Return precisely the span of lines from the top of the material below to the line containing "const cols = 'grid", both included. Pictures are excluded.

(begin)

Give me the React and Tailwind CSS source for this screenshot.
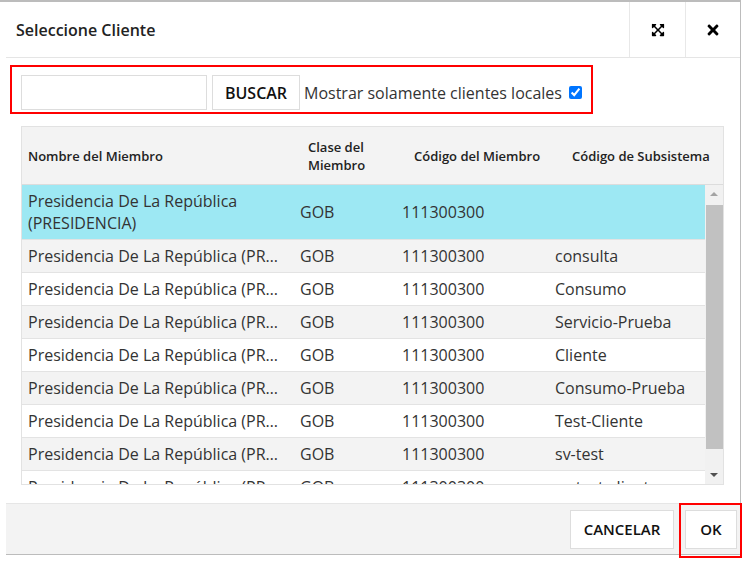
import { FaExpandArrowsAlt, FaTimes } from 'react-icons/fa';

const subs = ['consulta', 'Consumo', 'Servicio-Prueba', 'Cliente', 'Consumo-Prueba', 'Test-Cliente', 'sv-test', 'sv-test-client'];

const cols = 'grid grid-cols-[272px_102px_153px_1fr]';

export default function App() {
  return (
    <div className="w-[750px] h-[564px] bg-white font-['Open_Sans',sans-serif] text-[#333]">
      <div className="relative w-[741px] h-[555px] border-t-2 border-r border-[#bcbcbc] pl-[6px] flex flex-col">
        {/* Header */}
        <header className="h-[56px] shrink-0 border-b border-[#e5e5e5] flex items-center justify-between">
          <h1 className="pl-[10px] text-[16px] font-semibold text-[#222]">Seleccione Cliente</h1>
          <div className="flex h-full">
            <button className="w-[56px] h-full border-l border-[#e8e8e8] flex items-center justify-center text-black">
              <FaExpandArrowsAlt className="w-[14px] h-[14px]" />
            </button>
            <button className="w-[55px] h-full border-l border-[#e8e8e8] flex items-center justify-center text-black">
              <FaTimes className="w-[16px] h-[16px]" />
            </button>
          </div>
        </header>

        {/* Body */}
        <main className="flex-1 flex flex-col items-start">
          <div className="ml-[4px] mt-[7px] border-2 border-[#ff0000] flex items-center pl-[9px] pr-[9px] pt-[8px] pb-[2px]">
            <input className="w-[186px] h-[35px] border border-[#dddddd] bg-white" />
            <button className="ml-[5px] w-[88px] h-[35px] border border-[#dddddd] bg-white text-[16px] font-semibold text-[#111]">
              BUSCAR
            </button>
            <span className="ml-[4px] text-[16px] text-[#333]">Mostrar solamente clientes locales</span>
            <input type="checkbox" defaultChecked className="ml-[7px] w-[13px] h-[13px]" />
          </div>

          <div className="ml-[15px] mt-[12px] w-[703px] border border-[#e2e2e2]">
            <div className={`${cols} h-[58px] bg-[#f3f3f3] border-b border-[#dcdcdc] text-[13px] font-semibold text-[#222] leading-[18px] items-center`}>
              <div className="pl-[6px]">Nombre del Miembro</div>
              <div className="pl-[14px]">Clase del<br />Miembro</div>
              <div className="pl-[18px]">Código del Miembro</div>
              <div className="pl-[23px]">Código de Subsistema</div>
            </div>
            <div className="flex h-[299px]">
              <div className="flex-1 overflow-hidden text-[16px] text-[#333]">
                <div className={`${cols} h-[55px] bg-[#9de8f3] border-b border-[#e3e3e3] items-center leading-[22px]`}>
                  <div className="pl-[6px]">Presidencia De La República<br />(PRESIDENCIA)</div>
                  <div className="pl-[6px]">GOB</div>
                  <div className="pl-[6px]">111300300</div>
                  <div className="pl-[6px]"></div>
                </div>
                {subs.map((s, i) => (
                  <div
                    key={s}
                    className={`${cols} h-[33px] shrink-0 border-b border-[#e3e3e3] items-center ${i % 2 === 0 ? 'bg-[#f3f3f3]' : 'bg-white'}`}
                  >
                    <div className="pl-[6px] pr-[12px] truncate">Presidencia De La República (PRESIDENCIA)</div>
                    <div className="pl-[6px]">GOB</div>
                    <div className="pl-[6px]">111300300</div>
                    <div className="pl-[6px]">{s}</div>
                  </div>
                ))}
              </div>
              {/* Scrollbar */}
              <div className="w-[18px] bg-[#f1f1f1] flex flex-col items-center">
                <div className="h-[18px] flex items-center justify-center">
                  <div className="w-0 h-0 border-l-[4px] border-r-[4px] border-b-[4px] border-l-transparent border-r-transparent border-b-[#a3a3a3]" />
                </div>
                <div className="mt-[2px] w-[17px] h-[244px] bg-[#c1c1c1]" />
                <div className="flex-1" />
                <div className="h-[18px] flex items-center justify-center">
                  <div className="w-0 h-0 border-l-[4px] border-r-[4px] border-t-[4px] border-l-transparent border-r-transparent border-t-[#505050]" />
                </div>
              </div>
            </div>
          </div>
        </main>

        {/* Footer */}
        <footer className="h-[52px] shrink-0 bg-[#f3f3f3] border-t border-b border-t-[#e6e6e6] border-b-[#bcbcbc] flex items-center justify-end pr-[3px]">
          <button className="w-[104px] h-[39px] border border-[#dddddd] bg-white text-[15px] font-semibold text-[#111]">
            CANCELAR
          </button>
          <div className="relative ml-[11px]">
            <button className="w-[52px] h-[39px] border border-[#dddddd] bg-white text-[15px] font-semibold text-[#111]">
              OK
            </button>
            <span className="absolute -left-[6px] -right-[5px] -top-[7px] -bottom-[9px] border-2 border-[#ff0000] pointer-events-none" />
          </div>
        </footer>
      </div>
    </div>
  );
}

(end)

● WRITTEN ANSWER:
Give me the React and Tailwind CSS source for this screenshot.
import { FaExpandArrowsAlt, FaTimes } from 'react-icons/fa';

const subs = ['consulta', 'Consumo', 'Servicio-Prueba', 'Cliente', 'Consumo-Prueba', 'Test-Cliente', 'sv-test', 'sv-test-client'];

const cols = 'grid grid-cols-[272px_102px_153px_1fr]';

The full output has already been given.